In March 2023, David Sloly embarked on a journey to create the world’s first AI generated podcast. Made in AI follows an eccentric AI family, taking over the world. In turn, the podcast has taken over the charts, climbing Goodpods and ReHack’s top 10 AI Podcasts lists.
We spoke with David about how he made the Made in AI podcast, and what’s in store for the future of AI entertainment.
A sitcom full of parody created and told using artificial intelligence.
I'd studied AI for a number of years with Oxford University, I came back from studying it, very excited, and immediately tried to embed it into HarveyDavid (the business I run with my partner Harvey). But I found myself philosophically at odds with some of the staff because they were worried about the ethics, which I respected and understood they had very good points.

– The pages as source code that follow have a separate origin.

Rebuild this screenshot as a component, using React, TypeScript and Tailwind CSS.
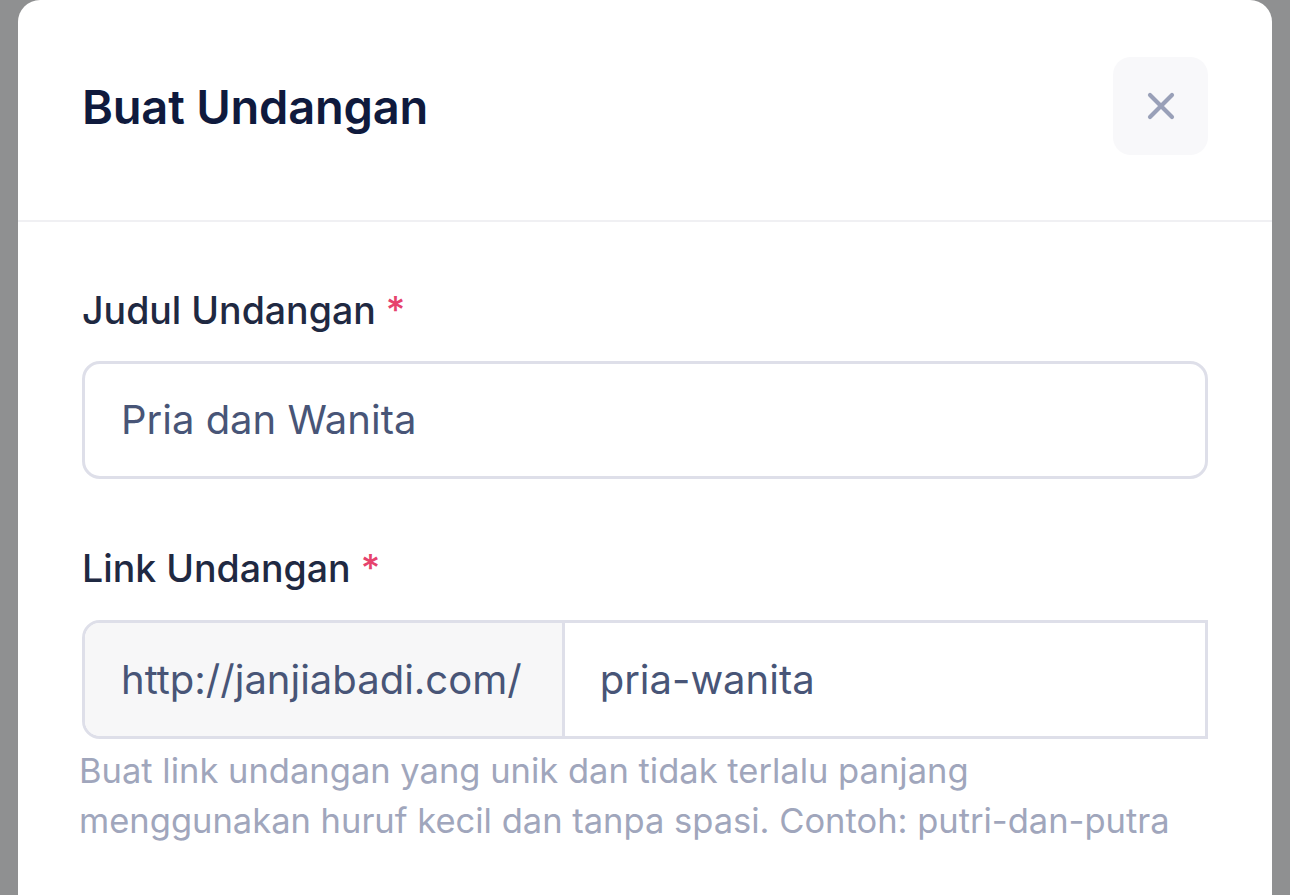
import React from "react";

export default function App() {
  return (
    <div
      className="h-[895px] overflow-hidden bg-[#8f9091] px-[18px]"
      style={{ fontFamily: "Inter, 'Noto Sans', sans-serif" }}
    >
      <div className="h-[920px] rounded-t-[22px] bg-white">
        <div className="flex items-center justify-between border-b-2 border-[#f0f0f3] px-[64px] pt-[57px] pb-[65px]">
          <h1 className="text-[47px] font-semibold leading-none tracking-[-0.2px] text-[#0f1a3d]">
            Buat Undangan
          </h1>
          <button className="flex h-[98px] w-[95px] items-center justify-center rounded-[18px] bg-[#f8f8fa]">
            <svg width="28" height="28" viewBox="0 0 28 28" fill="none">
              <path
                d="M3 3L25 25M25 3L3 25"
                stroke="#99a0b8"
                strokeWidth="4.2"
                strokeLinecap="round"
              />
            </svg>
          </button>
        </div>

        <div className="px-[64px] pt-[61px]">
          <label className="block text-[37.5px] font-medium leading-[56px] text-[#1f2942]">
            Judul Undangan <span className="text-[#e6436d]">*</span>
          </label>
          <div className="mt-[22px] flex h-[118px] items-center rounded-[18px] border-[3px] border-[#dedfe9] px-[36px]">
            <span className="text-[40px] text-[#485577]">Pria dan Wanita</span>
          </div>

          <label className="mt-[62px] block text-[37.5px] font-medium leading-[56px] text-[#1f2942]">
            Link Undangan <span className="text-[#e6436d]">*</span>
          </label>
          <div className="mt-[23px] flex h-[119px] rounded-l-[18px] border-[3px] border-[#dedfe9]">
            <div className="flex items-center rounded-l-[15px] border-r-[3px] border-[#dedfe9] bg-[#f7f7f8] pl-[36px] pr-[40px]">
              <span className="text-[40px] text-[#485577]">http://janjiabadi.com/</span>
            </div>
            <div className="flex flex-1 items-center px-[35px]">
              <span className="text-[40px] text-[#485577]">pria-wanita</span>
            </div>
          </div>
          <p className="-ml-[3px] mt-[7px] text-[34.5px] leading-[50px] text-[#a0a6bc]">
            Buat link undangan yang unik dan tidak terlalu panjang
            <br />
            menggunakan huruf kecil dan tanpa spasi. Contoh: putri-dan-putra
          </p>
        </div>
      </div>
    </div>
  );
}
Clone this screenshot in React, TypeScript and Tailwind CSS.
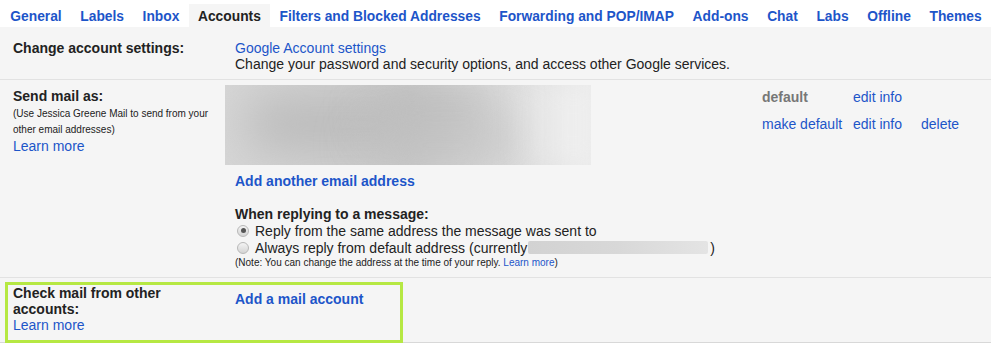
const tabs = [
  'General',
  'Labels',
  'Inbox',
  'Accounts',
  'Filters and Blocked Addresses',
  'Forwarding and POP/IMAP',
  'Add-ons',
  'Chat',
  'Labs',
  'Offline',
  'Themes',
]

function Radio({ checked }: { checked?: boolean }) {
  return (
    <span className="mr-[6px] inline-flex h-[12px] w-[12px] shrink-0 items-center justify-center rounded-full border border-[#b8b8b8] bg-gradient-to-b from-[#f4f4f4] to-[#d4d4d4]">
      {checked ? <span className="h-[5px] w-[5px] rounded-full bg-[#555]" /> : null}
    </span>
  )
}

export default function App() {
  return (
    <div className="h-[345px] w-[991px] overflow-hidden bg-white font-['Liberation_Sans',Arial,sans-serif] text-[14px] leading-[16px] text-[#222]">
      {/* tabs */}
      <div className="flex h-[27px] items-end whitespace-nowrap pl-[1px] text-[13.8px]">
        {tabs.map((tab) => (
          <div
            key={tab}
            className={
              tab === 'Accounts'
                ? 'flex h-[23px] shrink-0 items-center bg-[#f5f5f5] px-[9.3px] pt-[2px] font-bold text-[#222]'
                : 'flex h-[23px] shrink-0 items-center px-[9.3px] pt-[2px] font-bold text-[#1d55c9]'
            }
          >
            {tab}
          </div>
        ))}
      </div>

      <div className="bg-[#f5f5f5]">
        {/* change account settings */}
        <div className="grid h-[53px] grid-cols-[235px_1fr] border-b border-[#e2e2e2] pt-[13px]">
          <div className="pl-[13px] font-bold">Change account settings:</div>
          <div>
            <div className="text-[#1d55c9]">Google Account settings</div>
            <div>Change your password and security options, and access other Google services.</div>
          </div>
        </div>

        {/* send mail as */}
        <div className="grid h-[198px] grid-cols-[235px_1fr] border-b border-[#e2e2e2]">
          <div className="pl-[13px] pt-[8px]">
            <div className="font-bold">Send mail as:</div>
            <div className="mt-[2px] text-[10px] leading-[16px]">
              (Use Jessica Greene Mail to send from your
              <br />
              other email addresses)
            </div>
            <div className="text-[#1d55c9]">Learn more</div>
          </div>
          <div>
            <div className="flex">
              <div className="w-[527px] pt-[5px]">
                <div className="relative -ml-[10px] h-[80px] w-[366px] overflow-hidden bg-gradient-to-r from-[#d6d6d6] via-[#cdcdcd] to-[#ebebeb]">
                  <div className="absolute left-[20px] top-[14px] h-[50px] w-[200px] rounded-full bg-[#b9b9b9] blur-xl" />
                  <div className="absolute left-[150px] top-[8px] h-[40px] w-[120px] rounded-full bg-[#bdbdbd] blur-xl" />
                  <div className="absolute left-[140px] top-[45px] h-[30px] w-[160px] rounded-full bg-[#c3c3c3] blur-xl" />
                  <div className="absolute right-0 top-0 h-[80px] w-[80px] bg-gradient-to-r from-transparent to-[#f0f0f0] blur-md" />
                </div>
              </div>
              <div className="grid grid-cols-[91px_68px_auto] content-start gap-y-[11px] pt-[9px]">
                <div className="font-bold text-[#777]">default</div>
                <div className="text-[#1d55c9]">edit info</div>
                <div />
                <div className="text-[#1d55c9]">make default</div>
                <div className="text-[#1d55c9]">edit info</div>
                <div className="text-[#1d55c9]">delete</div>
              </div>
            </div>
            <div className="mt-[8px] font-bold text-[#1d55c9]">Add another email address</div>
            <div className="mt-[17px] font-bold">When replying to a message:</div>
            <div className="flex h-[17px] items-center pl-[2px]">
              <Radio checked />
              Reply from the same address the message was sent to
            </div>
            <div className="flex h-[17px] items-center pl-[2px]">
              <Radio />
              Always reply from default address (currently
              <span className="ml-[1px] mr-[2px] inline-block h-[13px] w-[180px] rounded-[2px] bg-gradient-to-r from-[#d2d2d2] via-[#d8d8d8] to-[#e4e4e4]" />)
            </div>
            <div className="text-[10px] leading-[14px]">
              (Note: You can change the address at the time of your reply.{' '}
              <span className="text-[#1d55c9]">Learn more</span>)
            </div>
          </div>
        </div>

        {/* check mail from other accounts */}
        <div className="h-[65px] border-b border-[#d8d8d8] px-[5px] pt-[4px]">
          <div className="grid h-[61px] w-[398px] grid-cols-[227px_1fr] border-[3px] border-[#b6e843]">
            <div className="pl-[5px]">
              <div className="max-w-[165px] font-bold">Check mail from other accounts:</div>
              <div className="text-[#1d55c9]">Learn more</div>
            </div>
            <div className="pt-[6px] font-bold text-[#1d55c9]">Add a mail account</div>
          </div>
        </div>
      </div>
    </div>
  )
}
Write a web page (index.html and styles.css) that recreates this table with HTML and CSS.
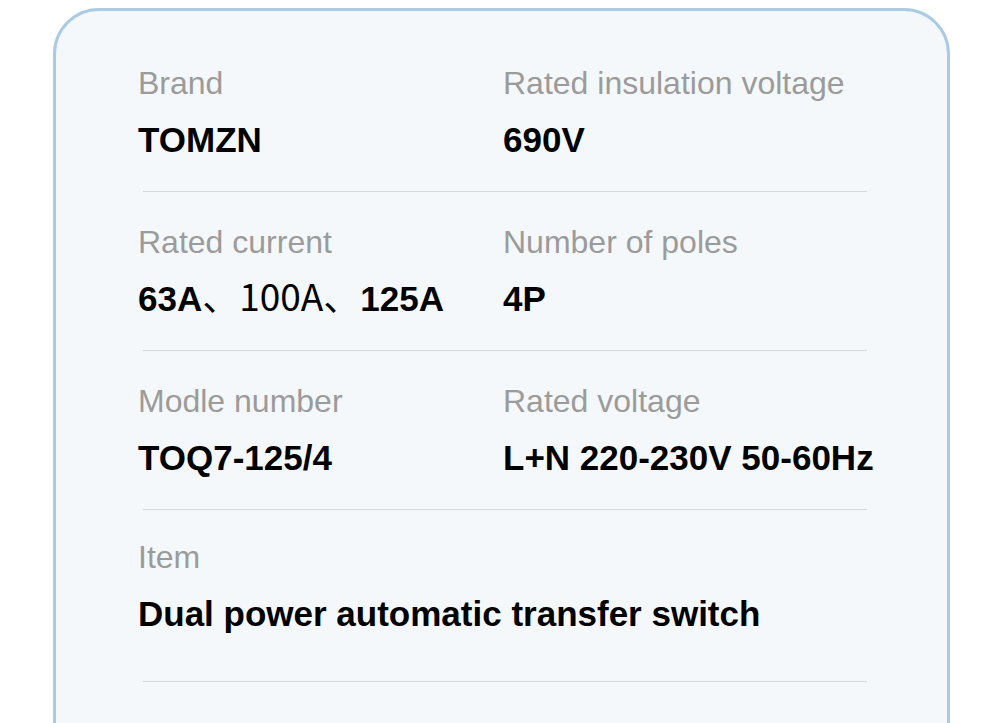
FILE: index.html
```html
<!DOCTYPE html>
<html lang="en">
<head>
    <meta charset="UTF-8">
    <meta name="viewport" content="width=device-width, initial-scale=1.0">
    <title>TOMZN TOQ7-125/4 - Specifications</title>
    <link rel="stylesheet" href="styles.css">
</head>
<body>
    <div class="spec-card">
        <div class="spec-row">
            <div class="spec-cell">
                <div class="spec-label">Brand</div>
                <div class="spec-value">TOMZN</div>
            </div>
            <div class="spec-cell">
                <div class="spec-label">Rated insulation voltage</div>
                <div class="spec-value">690V</div>
            </div>
        </div>
        <div class="rule"></div>

        <div class="spec-row">
            <div class="spec-cell">
                <div class="spec-label">Rated current</div>
                <div class="spec-value">63A<span class="plain">、100A、</span>125A</div>
            </div>
            <div class="spec-cell">
                <div class="spec-label">Number of poles</div>
                <div class="spec-value">4P</div>
            </div>
        </div>
        <div class="rule"></div>

        <div class="spec-row">
            <div class="spec-cell">
                <div class="spec-label">Modle number</div>
                <div class="spec-value">TOQ7-125/4</div>
            </div>
            <div class="spec-cell">
                <div class="spec-label">Rated voltage</div>
                <div class="spec-value">L+N 220-230V 50-60Hz</div>
            </div>
        </div>
        <div class="rule"></div>

        <div class="spec-row spec-row-wide">
            <div class="spec-cell">
                <div class="spec-label">Item</div>
                <div class="spec-value">Dual power automatic transfer switch</div>
            </div>
        </div>
        <div class="rule"></div>
    </div>
</body>
</html>
```

FILE: styles.css
```css
body {
    margin: 0;
    padding: 8px 50px 0 53px;
    background: #fff;
    font-family: "Liberation Sans", Arial, sans-serif;
    overflow: hidden; /* карточка уходит ниже окна */
}

.spec-card {
    background-color: #f5f8fa;
    border: 3px solid #abcae4;
    border-radius: 46px;
    padding: 52px 80px 110px 82px;
}

.spec-row {
    display: grid;
    grid-template-columns: 365px 1fr;
    padding: 30px 0 29px;
}

.spec-row:first-child {
    padding-top: 0;
}

.spec-row-wide {
    grid-template-columns: 1fr;
    padding: 27px 0 45px;
}

.spec-label {
    color: #9b9b9b;
    font-size: 32px;
    line-height: 40px;
    white-space: nowrap;
}

.spec-value {
    margin-top: 15px;
    color: #000;
    font-size: 35px;
    font-weight: bold;
    line-height: 44px;
    white-space: nowrap;
}

/* "、100A、" набрано другим шрифтом, без жирного */
.spec-value .plain {
    font-family: "Noto Sans CJK SC", sans-serif;
    font-weight: normal;
    font-size: 37px;
    line-height: 0;
}

.rule {
    height: 1px;
    margin-left: 5px;
    background-color: #d6d9dc;
}
```
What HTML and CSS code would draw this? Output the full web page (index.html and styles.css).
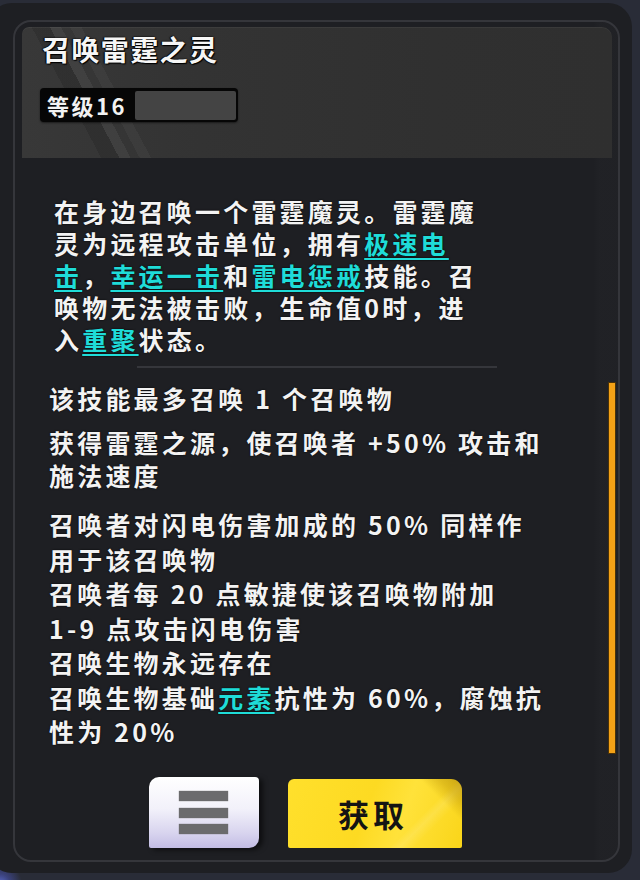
FILE: index.html
```html
<!DOCTYPE html>
<html lang="zh">
<head>
<meta charset="utf-8">
<link rel="stylesheet" href="styles.css">
</head>
<body>
<div class="panel">
  <div class="frame">
    <div class="header">
      <div class="title">召唤雷霆之灵</div>
      <div class="level"><span class="lv-text">等级16</span><span class="lv-bar"></span></div>
    </div>
    <div class="desc">在身边召唤一个雷霆魔灵。雷霆魔<br>灵为远程攻击单位，拥有<span class="kw">极速电<br>击</span>，<span class="kw">幸运一击</span>和<span class="kw">雷电惩戒</span>技能。召<br>唤物无法被击败，生命值0时，进<br>入<span class="kw">重聚</span>状态。</div>
    <div class="sep"></div>
    <div class="scroll">
      <div class="list">
        <p class="p1">该技能最多召唤 1 个召唤物</p>
        <p class="p2">获得雷霆之源，使召唤者 +50% 攻击和<br>施法速度</p>
        <p class="p3">召唤者对闪电伤害加成的 50% 同样作<br>用于该召唤物<br>召唤者每 20 点敏捷使该召唤物附加<br>1-9 点攻击闪电伤害<br>召唤生物永远存在<br>召唤生物基础<span class="kw">元素</span>抗性为 60%，腐蚀抗<br>性为 20%</p>
      </div>
      <div class="bar"></div>
    </div>
    <div class="actions">
      <div class="btn-menu"><span></span><span></span><span></span></div>
      <div class="btn-get">获取</div>
    </div>
  </div>
</div>
</body>
</html>
```
FILE: styles.css
```css
html, body {
  margin: 0;
  padding: 0;
}
body {
  width: 640px;
  height: 880px;
  overflow: hidden;
  background:
    radial-gradient(circle at 0 884px, #5b69c8 0, rgba(70,80,170,0.6) 10px, transparent 22px),
    #292c37;
  font-family: "Noto Sans CJK SC", "Noto Sans", sans-serif;
  color: #f3f3f3;
}
.panel {
  margin: 3px 0 0 -12px;
  width: 644px;
  height: 870px;
  box-sizing: border-box;
  background: #1e1f23;
  border-radius: 24px;
  padding: 17px 12px 11px 25px;
}
.frame {
  height: 100%;
  box-sizing: border-box;
  border: 2px solid #35363b;
  border-radius: 18px;
  display: flex;
  flex-direction: column;
  background: linear-gradient(90deg, transparent 0, transparent 578px, rgba(255,255,255,0.012) 584px);
}
.header {
  margin: 5px 6px 0 7px;
  height: 131px;
  box-sizing: border-box;
  border-radius: 7px 10px 0 0;
  padding: 5px 0 0 18px;
  background:
    linear-gradient(62deg, transparent 0, transparent 70px, rgba(0,0,0,0.12) 70px, rgba(0,0,0,0.12) 86px, rgba(255,255,255,0.05) 86px, rgba(255,255,255,0.05) 96px, transparent 96px, transparent 104px, rgba(255,255,255,0.035) 104px, rgba(255,255,255,0.035) 114px, transparent 114px),
    linear-gradient(90deg, #383838 0, #333333 30%, #303030 70%, #2f2f2f 100%);
  box-shadow: inset 0 1px 0 rgba(255,255,255,0.05);
}
.title {
  margin-left: 2px;
  font-size: 28px;
  line-height: 35px;
  font-weight: 700;
  letter-spacing: 1.4px;
  color: #f6f6f6;
  text-shadow: 0 0 2px #000, 1px 1px 1px #000, -1px 0 1px #000;
}
.level {
  margin-top: 21px;
  width: 198px;
  height: 34px;
  box-sizing: border-box;
  background: #060606;
  border-radius: 4px;
  display: flex;
  align-items: stretch;
  padding: 3px 2px 2px 0;
  box-shadow: 0 1px 2px rgba(0,0,0,0.5);
}
.lv-text {
  width: 95px;
  box-sizing: border-box;
  padding-left: 7px;
  font-size: 22px;
  line-height: 28px;
  font-weight: 700;
  letter-spacing: 2.5px;
  color: #f2f2f2;
}
.lv-bar {
  flex: 1;
  background: #444444;
  border-radius: 2px;
}
.desc {
  margin-top: 37px;
  padding-left: 39px;
  font-size: 25px;
  line-height: 32px;
  letter-spacing: 3.2px;
  font-weight: 700;
  white-space: nowrap;
  text-shadow: 0 0 2px rgba(0,0,0,0.9);
}
.kw {
  color: #1fdcd8;
  text-decoration: underline;
  text-decoration-thickness: 2px;
  text-underline-offset: 4px;
}
.sep {
  width: 360px;
  height: 2px;
  margin: 11px auto 0;
  background: #35363b;
}
.scroll {
  display: flex;
  margin-top: 13px;
}
.list {
  flex: 1;
  padding-left: 34px;
  font-size: 25px;
  line-height: 34px;
  letter-spacing: 3.2px;
  font-weight: 700;
  white-space: nowrap;
  text-shadow: 0 0 2px rgba(0,0,0,0.9);
}
.list p {
  margin: 0;
}
.list .p2 {
  margin-top: 11px;
  line-height: 33px;
}
.list .p3 {
  margin-top: 15px;
  line-height: 34.5px;
}
.bar {
  width: 6px;
  height: 370px;
  margin: 2px 3px 0 0;
  background: #f3a116;
  box-shadow: 0 0 0 1px #4a3208;
}
.actions {
  margin-top: auto;
  margin-bottom: 12px;
  display: flex;
  justify-content: center;
  align-items: flex-end;
  gap: 29px;
  padding-right: 22px;
}
.btn-menu {
  width: 110px;
  height: 71px;
  box-sizing: border-box;
  border-radius: 10px 4px 10px 2px;
  background: linear-gradient(180deg, #ffffff 0, #f2f1fa 45%, #d7d3ee 80%, #c2bce4 100%);
  box-shadow: 4px 2px 5px rgba(0,0,0,0.55);
  display: flex;
  flex-direction: column;
  align-items: center;
  justify-content: center;
  gap: 6.5px;
  padding-right: 2px;
}
.btn-menu span {
  width: 49px;
  height: 10px;
  background: #6b6b6d;
  box-shadow: 0 0 1px #6b6b6d;
}
.btn-get {
  width: 174px;
  height: 69px;
  box-sizing: border-box;
  border-radius: 6px 11px 2px 2px;
  background:
    linear-gradient(225deg, rgba(150,110,0,0.5) 0, rgba(170,130,0,0.35) 16px, transparent 30px),
    linear-gradient(135deg, transparent 0, transparent 70%, rgba(255,255,255,0.12) 74%, transparent 80%),
    linear-gradient(110deg, #ffe02c 0, #fdda22 45%, #ffe23a 65%, #fad519 100%);
  display: flex;
  align-items: center;
  justify-content: center;
  font-size: 31px;
  font-weight: 700;
  letter-spacing: 4px;
  color: #141414;
  padding-right: 4px;
}
```
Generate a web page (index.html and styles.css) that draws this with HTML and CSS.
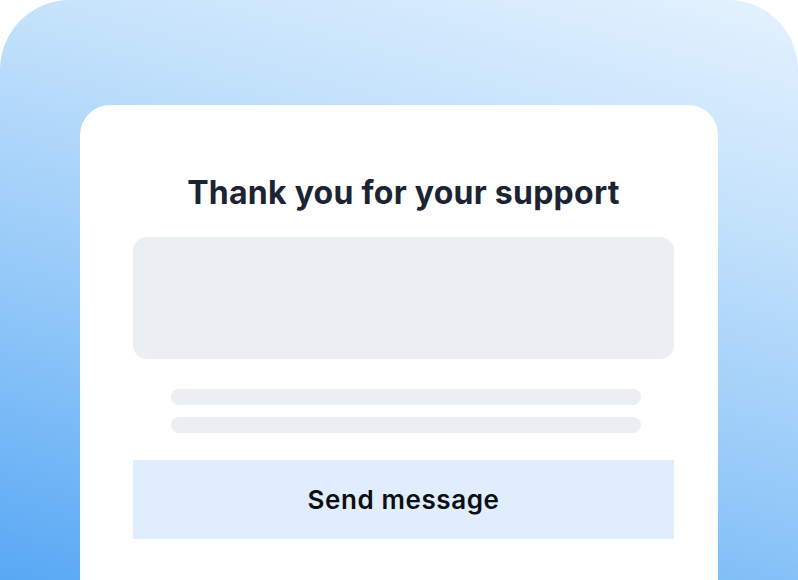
FILE: index.html
```html
<!DOCTYPE html>
<html>
<head>
<meta charset="utf-8">
<link rel="stylesheet" href="styles.css">
</head>
<body>
<div class="frame">
  <div class="card">
    <h1 class="title">Thank you for your support</h1>
    <div class="media"></div>
    <div class="lines">
      <div class="line"></div>
      <div class="line"></div>
    </div>
    <div class="button">Send message</div>
  </div>
</div>
</body>
</html>
```
FILE: styles.css
```css
html, body {
  margin: 0;
  padding: 0;
  background: #ffffff;
}
body {
  width: 798px;
  height: 580px;
  overflow: hidden;
  font-family: Inter, "Noto Sans", sans-serif;
}
.frame {
  box-sizing: border-box;
  width: 798px;
  height: 580px;
  padding: 105px 80px 0 80px;
  border-radius: 70px 70px 0 0;
  background: linear-gradient(196deg, #e4f2fe 0%, #c2e1fb 30%, #90c7f8 65%, #58a8f4 100%);
  display: flex;
}
.card {
  box-sizing: border-box;
  width: 638px;
  background: #ffffff;
  border-radius: 30px 30px 0 0;
  padding: 68px 44px 0 53px;
  display: flex;
  flex-direction: column;
}
.title {
  margin: 0;
  font-size: 32px;
  line-height: 40px;
  font-weight: 700;
  color: #1c2433;
  text-align: center;
  letter-spacing: 0.25px;
}
.media {
  margin-top: 24px;
  height: 122px;
  border-radius: 14px;
  background: #ebeef3;
}
.lines {
  margin: 30px 33px 0 38px;
  display: flex;
  flex-direction: column;
  gap: 12px;
}
.line {
  height: 16px;
  border-radius: 8px;
  background: #ebeef3;
}
.button {
  margin-top: 27px;
  height: 79px;
  background: #dfedfd;
  display: flex;
  align-items: center;
  justify-content: center;
  font-size: 26px;
  font-weight: 600;
  letter-spacing: 0.6px;
  color: #0d0f14;
}
```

So, I decided to play with AI in a safe environment and create something that uses AI that's nothing to do with the business: a sandbox experiment. I have a background in audio production and storytelling, so I chose to make a sitcom using AI. I quickly learned that you can't do a bit of AI here and there - that takes as much time as if you were using more, plus an additional complexity. But, if you reimagine the entire production flow with AI at the core, you could compress five days of work into two days.
What was just going to be a short experiment has now been going for almost a year and the sitcom podcast has reached season four.
I ask AI to come up with an idea for a show. Then, I ask it to create the structure: to sketch out and plot key scenes, then I ask it to start filling in some things that could happen and additional information.
I take the ideas and ask AI to write bits of script: what could they say here? With small adjustments to the script elements, I can write the rest of the script directly into an AI voice synthesis program.
No real script exists for the show. I have to write directly into the voice synthesisers because they can't be directed. It’s pointless having this big script where it says “Athena gets angry and tells them all to leave the room, so they leave the room” because Athena may never get angry. So I have to keep trying until what I say works for the show. Whatever works leads to the next line. I enjoy the idea of trying to direct characters that can't be directed.
60% is AI, 40% is human.
It takes humans a lot more time to do anything - we aren’t as fast as AI! So, there's actually two equations going on. AI is doing 50% - 60% of the total work, but the physical work and effort is probably 70% - 80% human. AI works in no time, it goes “there’s your script” which would’ve taken me a whole day to put together. AI spits the work out as fast as I can say it.
Everything was very clunky when I started. The voice synthesisers couldn't even say the word AI, so I had to write the letters A or AY then EYE.
Back then, I knew AI could self-learn through a large language model and progress quickly. I just didn't consider how this progress would present itself.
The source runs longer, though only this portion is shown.